Williams have been on strong form – do you see them as the team’s biggest threat?
The Williams team has been rising from the ashes and I’m very happy for them. Their car has looked very competitive at the last three circuits – it reached 346 km/h on the straight in Hockenheim, which is a great advert for this new formula. But Red Bull is still a power house of World Championship winning pedigree. If they can get on top of the Power Unit at a circuit that suits their car they will be very tough to beat.
Will the Championship come down to which driver suffers fewer retirements?

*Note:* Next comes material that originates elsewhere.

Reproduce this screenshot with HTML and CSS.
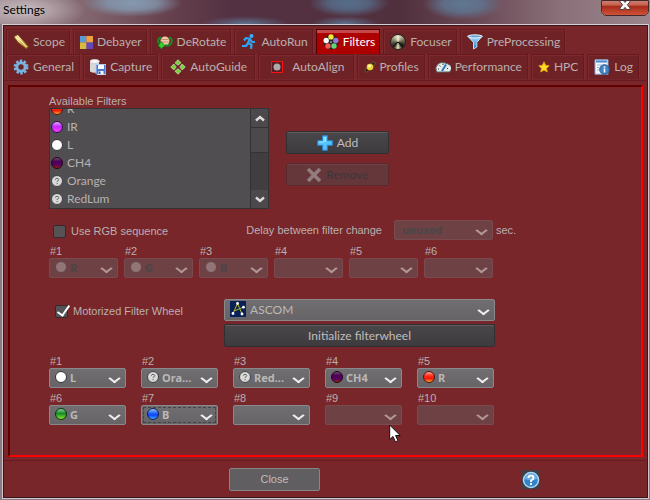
FILE: index.html
```html
<!DOCTYPE html>
<html lang="en">
<head>
<meta charset="utf-8">
<title>Settings</title>
<link rel="stylesheet" href="styles.css">
</head>
<body>
<svg class="defs" width="0" height="0" aria-hidden="true">
  <defs>
    <linearGradient id="gRed" x2="0" y2="1"><stop offset="0" stop-color="#ffb9a0"/><stop offset=".4" stop-color="#ff2a1c"/><stop offset=".65" stop-color="#f01808"/><stop offset="1" stop-color="#ffc038"/></linearGradient>
    <linearGradient id="gIr" x2="0" y2="1"><stop offset="0" stop-color="#e9b6ff"/><stop offset=".45" stop-color="#c02cff"/><stop offset="1" stop-color="#ff3cff"/></linearGradient>
    <linearGradient id="gCh4" x2="0" y2="1"><stop offset="0" stop-color="#7d5478"/><stop offset=".35" stop-color="#4a0058"/><stop offset=".7" stop-color="#5c0060"/><stop offset="1" stop-color="#a02800"/></linearGradient>
    <linearGradient id="gGreen" x2="0" y2="1"><stop offset="0" stop-color="#9ad8a0"/><stop offset=".45" stop-color="#148a28"/><stop offset="1" stop-color="#8cf02c"/></linearGradient>
    <linearGradient id="gBlue" x2="0" y2="1"><stop offset="0" stop-color="#a4ccff"/><stop offset=".45" stop-color="#1c60f0"/><stop offset=".6" stop-color="#1040ff"/><stop offset="1" stop-color="#40b8ff"/></linearGradient>
    <linearGradient id="gGold" x2="1" y2="1"><stop offset="0" stop-color="#fff2b0"/><stop offset="1" stop-color="#c08820"/></linearGradient>
    <linearGradient id="gSky" x2="0" y2="1"><stop offset="0" stop-color="#a8e4ff"/><stop offset="1" stop-color="#2878c8"/></linearGradient>
    <symbol id="red" viewBox="0 0 12 12"><circle cx="6" cy="6" r="5.500" fill="url(#gRed)" stroke="#501010"/></symbol>
    <symbol id="ir" viewBox="0 0 12 12"><circle cx="6" cy="6" r="5.500" fill="url(#gIr)" stroke="#301040"/></symbol>
    <symbol id="white" viewBox="0 0 12 12"><circle cx="6" cy="6" r="5.500" fill="#fff" stroke="#333"/></symbol>
    <symbol id="ch4" viewBox="0 0 12 12"><circle cx="6" cy="6" r="5.500" fill="url(#gCh4)" stroke="#200818"/></symbol>
    <symbol id="green" viewBox="0 0 12 12"><circle cx="6" cy="6" r="5.500" fill="url(#gGreen)" stroke="#083010"/></symbol>
    <symbol id="blue" viewBox="0 0 12 12"><circle cx="6" cy="6" r="5.500" fill="url(#gBlue)" stroke="#102050"/></symbol>
    <symbol id="unknown" viewBox="0 0 12 12"><circle cx="6" cy="6" r="5.500" fill="#d8d8d8" stroke="#444"/><path d="M4.400 4.700Q4.400 3.300 6 3.300T7.700 4.700Q7.700 5.700 6.200 6.200V7M6.100 8v1.200" fill="none" stroke="#666"/></symbol>
    <symbol id="plain" viewBox="0 0 12 12"><circle cx="6" cy="6" r="5.500" fill="#937577" stroke="#65464a"/></symbol>
  </defs>
</svg>

<header class="titlebar">
  <h1>Settings</h1>
  <button class="win-close" aria-label="Close window"><svg width="12" height="10" viewBox="0 0 12 10"><path d="M1 .5h3.400L6 2.400 7.600.5H11v1.400L8.400 4.800 11 8v1.500H7.600L6 7.400 4.400 9.500H1V8l2.600-3.200L1 1.900z" fill="#f8f8f8" stroke="#53383c"/></svg></button>
</header>

<main class="window">
  <nav class="tabs" aria-label="Settings sections">
    <div class="tab-row compact">
      <button class="tab"><svg width="16" height="16" viewBox="0 0 16 16"><path d="M.8 2.800 4.800.5 8.500 4.500 15.500 12.500 13.500 15 5 8.500z" fill="url(#gGold)" stroke="#6e4818"/><path d="M2.500 3.300 8 7l5.500 6M5 2l2 4.500" fill="none" stroke="#fff0b8"/></svg>Scope</button>
      <button class="tab"><svg width="13" height="13" viewBox="0 0 13 13"><path fill="#5b9ad8" d="M0 0h6v6H0z"/><path fill="#f0a03c" d="M6 0h7v6H6z"/><path fill="#d8b93c" d="M0 6h6v7H0z"/><path fill="#6547b5" d="M6 6h7v7H6z"/><path d="M0 6.500h13M6.500 0v13" stroke="#98756c" stroke-width=".6"/></svg>Debayer</button>
      <button class="tab"><svg width="16" height="16" viewBox="0 0 16 16"><circle cx="8" cy="7" r="4.500" fill="#ecc8a4"/><path d="M4.500 5.500h7M4 8h8" stroke="#c49270"/><path d="M4 3.500C0 5 0 8.500 4 10.500M12 3.500c4 1.500 4 5 0 8H8" fill="none" stroke="#158a28" stroke-width="2"/><path d="m4 7.500 4 4-4 3.500-1-2-2-1z" fill="#35d128" stroke="#087018" stroke-width=".7"/></svg>DeRotate</button>
      <button class="tab"><svg width="16" height="16" viewBox="0 0 16 16"><circle cx="10.500" cy="2" r="2" fill="#33b2ff"/><path d="M3 6.500 5 4l4 .8-2 4 3.500 2-.5 4M6.800 9.500 5 12H1M9 5l2 3h3" fill="none" stroke="#2aa6f8" stroke-width="2.200" stroke-linejoin="round"/></svg>AutoRun</button>
      <button class="tab active" aria-current="page"><svg width="16" height="16" viewBox="0 0 16 16"><circle cx="8" cy="8" r="7.500" fill="#2c2523"/><circle cx="8" cy="2.900" r="2.700" fill="#f2e83c"/><circle cx="3.200" cy="6.500" r="2.700" fill="#fff"/><circle cx="12.800" cy="6.500" r="2.700" fill="#9279d8"/><circle cx="5" cy="12" r="2.700" fill="#f25c54"/><circle cx="11" cy="12" r="2.700" fill="#5fd47c"/><circle cx="8" cy="8" r="1" fill="#999"/></svg>Filters</button>
      <button class="tab"><span class="focus-ball"></span>Focuser</button>
      <button class="tab"><svg width="16" height="16" viewBox="0 0 16 16"><path d="M.7 2h14.600L9.800 8.500V13L6.500 15V8.500z" fill="url(#gSky)" stroke="#b8e0f4"/><ellipse cx="8" cy="2.400" rx="7" ry="1.600" fill="#6aa4d0" stroke="#eaf6ff"/></svg>PreProcessing</button>
    </div>
    <div class="tab-row">
      <button class="tab"><svg width="16" height="16" viewBox="0 0 16 16"><circle cx="8" cy="8" r="6.200" fill="none" stroke="#78b4e4" stroke-width="2.400" stroke-dasharray="2.400 1.500"/><circle cx="8" cy="8" r="4.200" fill="none" stroke="#79b2dd" stroke-width="3"/></svg>General</button>
      <button class="tab"><svg width="16" height="16" viewBox="0 0 16 16"><path d="M0 2.500v10Q4 15 9 12.500v-10" fill="#d8d8d8"/><ellipse cx="4.700" cy="2.500" rx="4.700" ry="2" fill="#f8f8f8" stroke="#ccc"/><path d="M6 5.500h10v10H7l-1-1z" fill="#4a78cc" stroke="#b8ccf0"/><path d="M8 6h6v4H8zM8.500 12h5v3.500h-5z" fill="#f6f9ff"/><path d="M9 12.500h1.500V15H9z" fill="#345ca8"/></svg>Capture</button>
      <button class="tab roomy"><svg width="16" height="16" viewBox="0 0 16 16"><g fill="#79d82c" stroke="#b4c8a4"><path d="m8 .8 3 3-3 2.400-3-2.400zM8 15.200l3-3-3-2.400-3 2.400zM.8 8l3-3 2.400 3-2.400 3zM15.200 8l-3-3-2.400 3 2.400 3z"/></g></svg>AutoGuide</button>
      <button class="tab wide"><svg width="12" height="12" viewBox="0 0 12 12"><path d="M.5.5h11v11H.5z" fill="#5a1c20" stroke="#f11"/><circle cx="6" cy="6" r="3.500" fill="#aaa"/></svg>AutoAlign</button>
      <button class="tab"><svg width="12" height="12" viewBox="0 0 12 12"><ellipse cx="6" cy="6" rx="7" ry="2" transform="rotate(-45 6 6)" fill="#32201a" stroke="#806038" stroke-width=".7"/><circle cx="6" cy="6" r="3.300" fill="#e8d42c"/><circle cx="5.500" cy="5" r="1.500" fill="#fffac0"/></svg>Profiles</button>
      <button class="tab"><svg width="16" height="16" viewBox="0 0 16 16"><path d="M1.500 13Q-.5 8 3 5t10 0 1.500 8z" fill="#e5eaea" stroke="#596264"/><path d="M3 10h1M4.500 6.500l1 1M8 4.500V6M12 9.500h1" stroke="#333"/><path d="m7 12 4-6.500" stroke="#2878b4" stroke-width="2"/></svg>Performance</button>
      <button class="tab"><svg width="12" height="12" viewBox="0 0 12 12"><path d="m6 .8 1.600 3.400 3.700.5-2.700 2.600.7 3.700L6 9.200 2.700 11l.7-3.700L.7 4.700l3.700-.5z" fill="#ffdc24" stroke="#e39a18" stroke-width=".8"/></svg>HPC</button>
      <button class="tab"><svg width="16" height="16" viewBox="0 0 16 16"><path d="M1 .8h13v14.400H1z" fill="#f4f8fd" stroke="#88a8ce"/><path d="M2 2.500h11" stroke="#4a88ca" stroke-width="2"/><path d="M3 6h5M3 8.500h2M3 11h2" stroke="#9ab4d2"/><circle cx="10.500" cy="10.500" r="4.800" fill="#3f85c8" stroke="#235b94"/><path d="M10.500 7.300v1.400M10.500 9.500v4" stroke="#fff" stroke-width="1.600"/></svg>Log</button>
    </div>
  </nav>

  <div class="frame">
  <section class="panel" aria-label="Filters">
    <div class="available">
      <div class="list-block">
        <h2 id="list-title">Available Filters</h2>
        <div class="listbox">
          <ul role="listbox" aria-labelledby="list-title">
            <li role="option"><svg class="dot"><use href="#red"/></svg>R</li>
            <li role="option"><svg class="dot"><use href="#ir"/></svg>IR</li>
            <li role="option"><svg class="dot"><use href="#white"/></svg>L</li>
            <li role="option"><svg class="dot"><use href="#ch4"/></svg>CH4</li>
            <li role="option"><svg class="dot"><use href="#unknown"/></svg>Orange</li>
            <li role="option"><svg class="dot"><use href="#unknown"/></svg>RedLum</li>
          </ul>
          <div class="scrollbar">
            <button aria-label="Scroll up"><svg width="10" height="7" viewBox="0 0 10 7"><path d="m1 5.500 4-3.500 4 3.500" fill="none" stroke="#ddd" stroke-width="2.400"/></svg></button>
            <span class="thumb"></span>
            <button aria-label="Scroll down"><svg width="10" height="7" viewBox="0 0 10 7"><path d="m1 1.500 4 3.500 4-3.500" fill="none" stroke="#ddd" stroke-width="2.400"/></svg></button>
          </div>
        </div>
      </div>
      <div class="actions">
        <button class="btn"><svg width="16" height="16" viewBox="0 0 16 16"><path d="M5.700.7h4.600v5h5v4.600h-5v5H5.700v-5h-5V5.700h5z" fill="#56c4fc" stroke="#2988d8"/><path d="M7 2v5H2M8.500 2v5" fill="none" stroke="#a4e8ff"/></svg>Add</button>
        <button class="btn" disabled><svg width="16" height="16" viewBox="0 0 16 16"><path d="m2 2 12 12M14 2 2 14" stroke="#947c7e" stroke-width="3.600"/></svg>Remove</button>
      </div>
    </div>

    <div class="rgb-row">
      <label class="check"><input type="checkbox">Use RGB sequence</label>
      <div class="delay">
        <label for="delay">Delay between filter change</label>
        <div class="combo"><select id="delay" disabled><option>unused</option></select></div>
        <span class="unit">sec.</span>
      </div>
    </div>

    <div class="rgb-slots">
      <div class="slot"><label for="s1">#1</label><div class="combo has-dot"><select id="s1" disabled><option>R</option></select><svg class="dot"><use href="#plain"/></svg></div></div>
      <div class="slot"><label for="s2">#2</label><div class="combo has-dot"><select id="s2" disabled><option>G</option></select><svg class="dot"><use href="#plain"/></svg></div></div>
      <div class="slot"><label for="s3">#3</label><div class="combo has-dot"><select id="s3" disabled><option>B</option></select><svg class="dot"><use href="#plain"/></svg></div></div>
      <div class="slot"><label for="s4">#4</label><div class="combo"><select id="s4" disabled><option></option></select></div></div>
      <div class="slot"><label for="s5">#5</label><div class="combo"><select id="s5" disabled><option></option></select></div></div>
      <div class="slot"><label for="s6">#6</label><div class="combo"><select id="s6" disabled><option></option></select></div></div>
    </div>

    <div class="wheel">
      <label class="check"><input type="checkbox" checked>Motorized Filter Wheel</label>
      <div class="driver">
        <div class="combo large"><select aria-label="Filter wheel driver"><option>ASCOM</option></select>
          <svg class="ascom" width="16" height="16" viewBox="0 0 16 16"><path fill="#0a2058" d="M0 0h16v16H0z"/><path d="M3 12.500 7.500 2.500 12 13M4 10l10-4" fill="none" stroke="#b0b428"/><g fill="#fff"><circle cx="7.500" cy="2.500" r="1.400"/><circle cx="3" cy="12.500" r="1.400"/><circle cx="12" cy="13" r="1.400"/><circle cx="13.500" cy="6.200" r="1.400"/></g></svg>
        </div>
        <button class="btn">Initialize filterwheel</button>
      </div>
    </div>

    <div class="wheel-slots">
      <div class="slot"><label for="w1">#1</label><div class="combo has-dot"><select id="w1"><option>L</option></select><svg class="dot"><use href="#white"/></svg></div></div>
      <div class="slot"><label for="w2">#2</label><div class="combo has-dot"><select id="w2"><option>Ora...</option></select><svg class="dot"><use href="#unknown"/></svg></div></div>
      <div class="slot"><label for="w3">#3</label><div class="combo has-dot"><select id="w3"><option>Red...</option></select><svg class="dot"><use href="#unknown"/></svg></div></div>
      <div class="slot"><label for="w4">#4</label><div class="combo has-dot"><select id="w4"><option>CH4</option></select><svg class="dot"><use href="#ch4"/></svg></div></div>
      <div class="slot"><label for="w5">#5</label><div class="combo has-dot"><select id="w5"><option>R</option></select><svg class="dot"><use href="#red"/></svg></div></div>
      <div class="slot"><label for="w6">#6</label><div class="combo has-dot"><select id="w6"><option>G</option></select><svg class="dot"><use href="#green"/></svg></div></div>
      <div class="slot"><label for="w7">#7</label><div class="combo has-dot focused"><select id="w7"><option>B</option></select><svg class="dot"><use href="#blue"/></svg></div></div>
      <div class="slot"><label for="w8">#8</label><div class="combo"><select id="w8"><option></option></select></div></div>
      <div class="slot"><label for="w9">#9</label><div class="combo"><select id="w9" disabled><option></option></select></div>
        <svg class="pointer" width="12" height="19" viewBox="0 0 12 19" aria-hidden="true"><path d="M.7 1v14.500L4 12.500l2.400 5.400 2.600-1.200-2.400-5.200h4.600z" fill="#fff" stroke="#111"/></svg></div>
      <div class="slot"><label for="w10">#10</label><div class="combo"><select id="w10" disabled><option></option></select></div></div>
    </div>
  </section>
  </div>

  <footer class="footer">
    <button class="btn light">Close</button>
    <button class="help" aria-label="Help"><svg width="18" height="18" viewBox="0 0 18 18"><circle cx="9" cy="9" r="7.500" fill="#3482c8" stroke="#a9daf4" stroke-width="1.500"/><path d="M3 8a6 6 0 0 1 12 0Q9 10 3 8" fill="#70b0e4"/><path d="M6.500 7Q6.500 4.700 9 4.700T11.500 7Q11.500 8.500 9 9.500V11M9 12v2" fill="none" stroke="#fff" stroke-width="1.800"/></svg></button>
  </footer>
</main>
</body>
</html>
```

FILE: styles.css
```css
* { box-sizing: border-box; }

body {
  margin: 0;
  min-height: 100vh;
  display: flex;
  flex-direction: column;
  padding: 0 1px 1px 2px;
  background: #8d7b83;
  color: #b9b0b0;
  font: 11px/13px "Liberation Sans", Arial, sans-serif;
}

button, select, input { font: inherit; color: inherit; margin: 0; }
button { border: 0; padding: 0; background: none; }
h1, h2 { margin: 0; font: inherit; }
svg { flex: none; }
.defs { position: absolute; }

/* Window chrome */
.titlebar {
  height: 24px;
  display: flex;
  justify-content: space-between;
  align-items: flex-start;
  margin: 0 -1px 0 -2px;
  padding: 0 1px 0 3px;
  background:
    radial-gradient(ellipse 60px 20px at 26px 10px, #d8ced2cc, #d8ced200),
    radial-gradient(ellipse 50px 14px at 132px 3px, #8499b0, #8499b0cc 50%, #8499b000),
    radial-gradient(ellipse 40px 14px at 349px 3px, #566e8b, #566e8bcc 50%, #566e8b00),
    radial-gradient(ellipse 40px 16px at 463px 4px, #5f7793, #5f7793cc 50%, #5f779300),
    radial-gradient(ellipse 44px 8px at 245px 24px, #5d7491, #5d749100),
    radial-gradient(ellipse 34px 8px at 345px 24px, #5d7491, #5d749100),
    linear-gradient(90deg, #98868c 0, #876d76 70px, #65404d 170px, #543142 230px, #51303e 400px, #6b4a57 480px, #8a7079 560px, #9a858c);
}
.titlebar h1 {
  color: #000;
  font: 12px/19px Lato, sans-serif;
}
.win-close {
  width: 48px;
  height: 16px;
  display: flex;
  justify-content: center;
  border: 1px solid #e4c3bd;
  border-top: 0;
  border-radius: 0 0 5px 5px;
  outline: 1px solid #43282c;
  outline-offset: -1px;
  background: linear-gradient(#d08478 0, #c4604f 35%, #a52a18 40%, #cf5238 100%);
}

.window {
  flex: 1;
  display: flex;
  flex-direction: column;
  border: 1px solid #cfc5ca;
  border-top-color: #d8ced2;
  outline: 1px solid #35181c;
  outline-offset: -2px;
  padding: 4px 2px 0 3px;
  background: #782629;
}

/* Tabs */
.tab-row { display: flex; gap: 3px; }
.tab {
  height: 25px;
  display: flex;
  align-items: center;
  gap: 4px;
  padding: 0 5px 0 6px;
  border: 1px solid #68191f;
  border-bottom: 0;
  box-shadow: inset 1px 1px #7c2a2e, 1px 0 #7e2b2f;
  background: #6f2226;
  font: 12px/16px Lato, sans-serif;
}
.compact .tab { padding: 0 4px 0 6px; }
.tab.roomy { padding: 0 7px 0 8px; }
.tab.wide { gap: 9px; padding: 0 8px 0 12px; }
.tab.active {
  color: #fff;
  border-color: #500;
  box-shadow: inset 0 3px #c5484c;
  background: #ae0000;
}
.focus-ball {
  width: 16px;
  height: 16px;
  border-radius: 50%;
  border: 1px solid #222;
  background: conic-gradient(#f3edcf, #57543e 25%, #0c0c0a 38%, #f3e8c0 50%, #161512 62%, #66634c 75%, #f3edcf);
}

/* Filter panel */
.frame {
  flex: 1;
  display: flex;
  flex-direction: column;
  margin: 1px 0 0 -1px;
  padding: 4px 3px 3px;
  border-top: 1px solid #68191f;
  border-bottom: 1px solid #68191f;
}
.panel {
  flex: 1;
  padding: 8px 39px 0;
  border: 2px solid;
  border-color: #600000 #fe0000 #fe0000 #600000;
}

.available { display: flex; gap: 17px; }
.list-block { width: 220px; }
.listbox {
  display: flex;
  height: 101px;
  border: 1px solid #333;
  background: #504e50;
}
.listbox ul {
  flex: 1;
  display: flex;
  flex-direction: column;
  justify-content: flex-end;
  overflow: hidden;
  margin: 0;
  padding: 0 1px;
  list-style: none;
  font: 12px/18px Lato, sans-serif;
}
.listbox li {
  flex: none;
  height: 18px;
  display: flex;
  align-items: center;
  gap: 4px;
}
.dot { width: 12px; height: 12px; }
.scrollbar {
  width: 18px;
  display: flex;
  flex-direction: column;
  justify-content: space-between;
  border-left: 1px solid #333;
  background: #403e40;
}
.scrollbar button {
  height: 18px;
  display: grid;
  place-items: center;
  background: #4b494b;
}
.thumb {
  height: 26px;
  margin-bottom: auto;
  border: solid #333;
  border-width: 1px 0;
  background: #4b494c;
}

.actions {
  display: flex;
  flex-direction: column;
  gap: 9px;
  width: 103px;
  padding-top: 36px;
}
.btn {
  height: 23px;
  display: flex;
  align-items: center;
  justify-content: center;
  gap: 4px;
  border: 1px solid #303033;
  border-radius: 2px;
  box-shadow: inset 0 1px #5d5b5d;
  background: linear-gradient(#49474a, #3d3b3e);
  color: #c0bcbc;
  font: 12px/16px Lato, sans-serif;
}
.btn:disabled {
  border-color: #58292d;
  box-shadow: inset 0 1px #744044;
  background: #65373a;
  color: #3b3739;
}

.check { display: flex; align-items: center; gap: 5px; }
.check input {
  appearance: none;
  width: 13px;
  height: 13px;
  border: 1px solid #37282b;
  border-radius: 2px;
  background: #555356;
}
.check input:checked {
  overflow: visible;
  display: grid;
}
.check input:checked::after {
  content: "";
  width: 5px;
  height: 11px;
  margin: -3px 0 0 4px;
  border: solid #fff;
  border-width: 0 2px 2px 0;
  transform: rotate(35deg);
}

.rgb-row {
  display: flex;
  align-items: flex-end;
  gap: 78px;
  margin-top: 11px;
  padding-left: 4px;
}
.rgb-row .check { height: 17px; }
.delay { display: flex; align-items: center; gap: 12px; }
.delay .combo { width: 99px; }
.delay .unit { margin-left: -9px; }

.combo { position: relative; }
.combo select {
  appearance: none;
  display: block;
  width: 100%;
  height: 20px;
  padding: 0 18px 0 7px;
  border: 1px solid #8a888a;
  border-radius: 2px;
  background: linear-gradient(#706e70, #666466);
  color: #bbb8b8;
  font: bold 11px/16px "Noto Sans", sans-serif;
}
.combo::after {
  content: "";
  position: absolute;
  top: 5px;
  right: 6px;
  width: 8px;
  height: 8px;
  border: solid #eee;
  border-width: 0 3px 3px 0;
  transform: scale(.8, .6) rotate(45deg);
  pointer-events: none;
}
.combo select:disabled {
  opacity: 1;
  border-color: #794a4e;
  background: #6e4144;
  color: #4a4648;
}
.combo:has(:disabled)::after { border-color: #b39698; }
.combo.has-dot select { padding-left: 20px; }
.combo .dot { position: absolute; left: 6px; top: 3px; pointer-events: none; }
.combo.focused select { outline: 1px dashed #444; outline-offset: -3px; }
.combo.large select {
  height: 22px;
  padding-left: 25px;
  font: 12px/16px Lato, sans-serif;
}
.combo.large::after { top: 6px; }
.ascom { position: absolute; left: 6px; top: 2px; pointer-events: none; }

.slot { position: relative; }
.slot label { display: block; padding-left: 1px; }
.rgb-slots {
  display: grid;
  grid-template-columns: repeat(6, 69px);
  gap: 6px;
  margin-top: 5px;
}
.wheel {
  display: flex;
  gap: 41px;
  margin-top: 21px;
  padding-left: 6px;
}
.wheel .check { height: 24px; }
.driver {
  width: 271px;
  display: flex;
  flex-direction: column;
  gap: 3px;
}
.wheel-slots {
  display: grid;
  grid-template-columns: repeat(5, 77px);
  gap: 4px 15px;
  margin-top: 8px;
}
.pointer { position: absolute; left: 64px; top: 32px; pointer-events: none; }

.footer {
  display: grid;
  grid-template-columns: 223px 91px 1fr 19px 106px;
  align-items: center;
  height: 37px;
}
.btn.light {
  grid-column: 2;
  border-color: #858486;
  box-shadow: none;
  background: #605e60;
  font: 11px/13px "Liberation Sans", Arial, sans-serif;
}
.help {
  grid-column: 4;
  display: grid;
  place-items: center;
  height: 19px;
  border-radius: 2px;
  background: #423e48;
}
```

Reliability will play a crucial role, but the racing between the two of them is so close that I wouldn’t be surprised if it comes down to the infamous double points race in Abu Dhabi. Even if one driver is 30 points behind, he can turn that deficit around if the other car retires. I don’t think it’s fair and I don’t think we should be doing it from a sporting perspective. But from the view of the commercial rights holder, whose interests lie in selling sponsorship and growing TV audiences, the system works. It keeps the excitement right up to the last race and I would be very surprised if that doesn’t send the viewer numbers right up. Of course, if a driver wins the Championship on double points he won’t care how it happened. But the one who loses may need psychological treatment afterwards!